**Exercise details**
Faithfully return all lines, omitting every embedded picture.

**Collected material**
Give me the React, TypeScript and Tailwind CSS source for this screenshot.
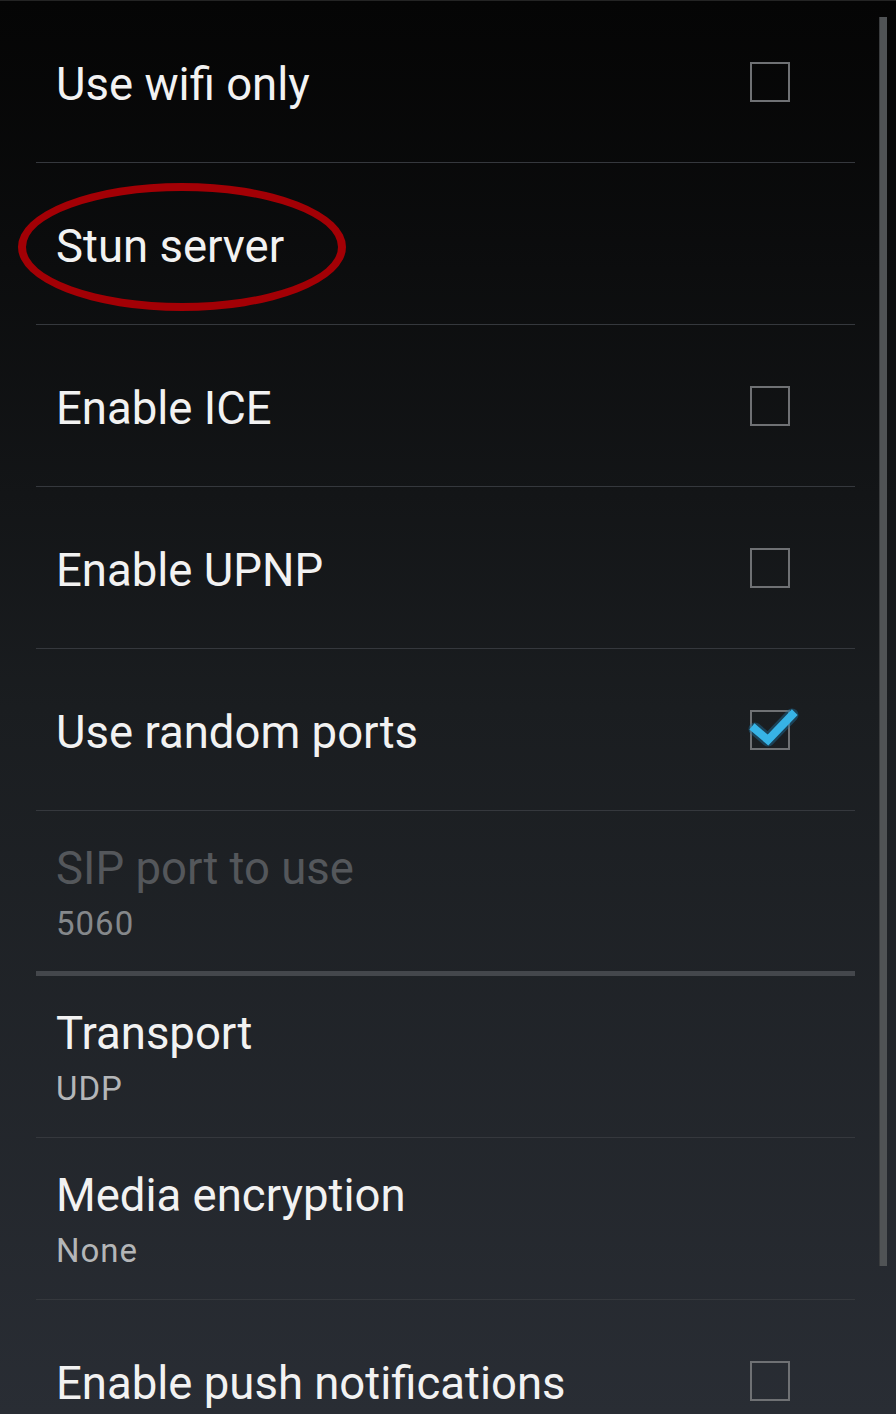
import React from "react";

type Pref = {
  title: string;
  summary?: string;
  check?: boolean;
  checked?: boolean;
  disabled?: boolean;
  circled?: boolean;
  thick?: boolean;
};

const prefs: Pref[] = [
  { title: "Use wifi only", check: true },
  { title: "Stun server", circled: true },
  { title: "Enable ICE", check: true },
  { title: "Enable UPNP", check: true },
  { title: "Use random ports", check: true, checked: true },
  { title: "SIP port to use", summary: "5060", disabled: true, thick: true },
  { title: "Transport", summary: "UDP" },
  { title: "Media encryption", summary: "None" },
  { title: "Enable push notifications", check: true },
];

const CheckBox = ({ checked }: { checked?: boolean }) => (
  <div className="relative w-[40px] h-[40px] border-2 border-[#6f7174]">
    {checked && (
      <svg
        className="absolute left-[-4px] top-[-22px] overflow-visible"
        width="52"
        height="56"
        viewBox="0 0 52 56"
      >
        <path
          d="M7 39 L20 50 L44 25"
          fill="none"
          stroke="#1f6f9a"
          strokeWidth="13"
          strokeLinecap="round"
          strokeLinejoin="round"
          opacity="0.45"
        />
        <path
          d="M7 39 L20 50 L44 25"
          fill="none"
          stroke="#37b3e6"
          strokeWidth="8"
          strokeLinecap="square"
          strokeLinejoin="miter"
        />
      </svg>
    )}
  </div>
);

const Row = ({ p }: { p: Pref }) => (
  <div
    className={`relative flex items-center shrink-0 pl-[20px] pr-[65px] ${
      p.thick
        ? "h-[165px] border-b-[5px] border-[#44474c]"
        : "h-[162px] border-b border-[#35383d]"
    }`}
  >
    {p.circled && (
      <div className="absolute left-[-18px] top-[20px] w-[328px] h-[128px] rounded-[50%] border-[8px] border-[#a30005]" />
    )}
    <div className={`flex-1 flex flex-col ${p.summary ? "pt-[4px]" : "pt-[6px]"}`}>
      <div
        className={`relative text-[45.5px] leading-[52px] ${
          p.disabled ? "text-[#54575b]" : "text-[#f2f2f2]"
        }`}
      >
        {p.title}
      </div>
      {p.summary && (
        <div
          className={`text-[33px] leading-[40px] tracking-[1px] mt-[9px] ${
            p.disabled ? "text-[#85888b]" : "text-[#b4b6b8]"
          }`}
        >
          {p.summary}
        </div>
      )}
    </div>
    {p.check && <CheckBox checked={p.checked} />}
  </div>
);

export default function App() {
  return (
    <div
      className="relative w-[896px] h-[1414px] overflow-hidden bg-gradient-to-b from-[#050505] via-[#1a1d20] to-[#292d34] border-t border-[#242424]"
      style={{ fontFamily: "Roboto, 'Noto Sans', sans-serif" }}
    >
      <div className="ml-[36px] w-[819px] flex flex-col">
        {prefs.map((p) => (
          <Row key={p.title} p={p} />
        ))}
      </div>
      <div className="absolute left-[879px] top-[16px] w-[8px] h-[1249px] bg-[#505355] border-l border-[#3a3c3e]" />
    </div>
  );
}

**Response**
Give me the React, TypeScript and Tailwind CSS source for this screenshot.
import React from "react";

type Pref = {
  title: string;
  summary?: string;
  check?: boolean;
  checked?: boolean;
  disabled?: boolean;
  circled?: boolean;
  thick?: boolean;
};

const prefs: Pref[] = [
  { title: "Use wifi only", check: true },
  { title: "Stun server", circled: true },
  { title: "Enable ICE", check: true },
  { title: "Enable UPNP", check: true },
  { title: "Use random ports", check: true, checked: true },
  { title: "SIP port to use", summary: "5060", disabled: true, thick: true },
  { title: "Transport", summary: "UDP" },
  { title: "Media encryption", summary: "None" },
  { title: "Enable push notifications", check: true },
];

const CheckBox = ({ checked }: { checked?: boolean }) => (
  <div className="relative w-[40px] h-[40px] border-2 border-[#6f7174]">
    {checked && (
      <svg
        className="absolute left-[-4px] top-[-22px] overflow-visible"
        width="52"
        height="56"
        viewBox="0 0 52 56"
      >
        <path
          d="M7 39 L20 50 L44 25"
          fill="none"
          stroke="#1f6f9a"
          strokeWidth="13"
          strokeLinecap="round"
          strokeLinejoin="round"
          opacity="0.45"
        />
        <path
          d="M7 39 L20 50 L44 25"
          fill="none"
          stroke="#37b3e6"
          strokeWidth="8"
          strokeLinecap="square"
          strokeLinejoin="miter"
        />
      </svg>
    )}
  </div>
);

const Row = ({ p }: { p: Pref }) => (
  <div
    className={`relative flex items-center shrink-0 pl-[20px] pr-[65px] ${
      p.thick
        ? "h-[165px] border-b-[5px] border-[#44474c]"
        : "h-[162px] border-b border-[#35383d]"
    }`}
  >
    {p.circled && (
      <div className="absolute left-[-18px] top-[20px] w-[328px] h-[128px] rounded-[50%] border-[8px] border-[#a30005]" />
    )}
    <div className={`flex-1 flex flex-col ${p.summary ? "pt-[4px]" : "pt-[6px]"}`}>
      <div
        className={`relative text-[45.5px] leading-[52px] ${
          p.disabled ? "text-[#54575b]" : "text-[#f2f2f2]"
        }`}
      >
        {p.title}
      </div>
      {p.summary && (
        <div
          className={`text-[33px] leading-[40px] tracking-[1px] mt-[9px] ${
            p.disabled ? "text-[#85888b]" : "text-[#b4b6b8]"
          }`}
        >
          {p.summary}
        </div>
      )}
    </div>
    {p.check && <CheckBox checked={p.checked} />}
  </div>
);

export default function App() {
  return (
    <div
      className="relative w-[896px] h-[1414px] overflow-hidden bg-gradient-to-b from-[#050505] via-[#1a1d20] to-[#292d34] border-t border-[#242424]"
      style={{ fontFamily: "Roboto, 'Noto Sans', sans-serif" }}
    >
      <div className="ml-[36px] w-[819px] flex flex-col">
        {prefs.map((p) => (
          <Row key={p.title} p={p} />
        ))}
      </div>
      <div className="absolute left-[879px] top-[16px] w-[8px] h-[1249px] bg-[#505355] border-l border-[#3a3c3e]" />
    </div>
  );
}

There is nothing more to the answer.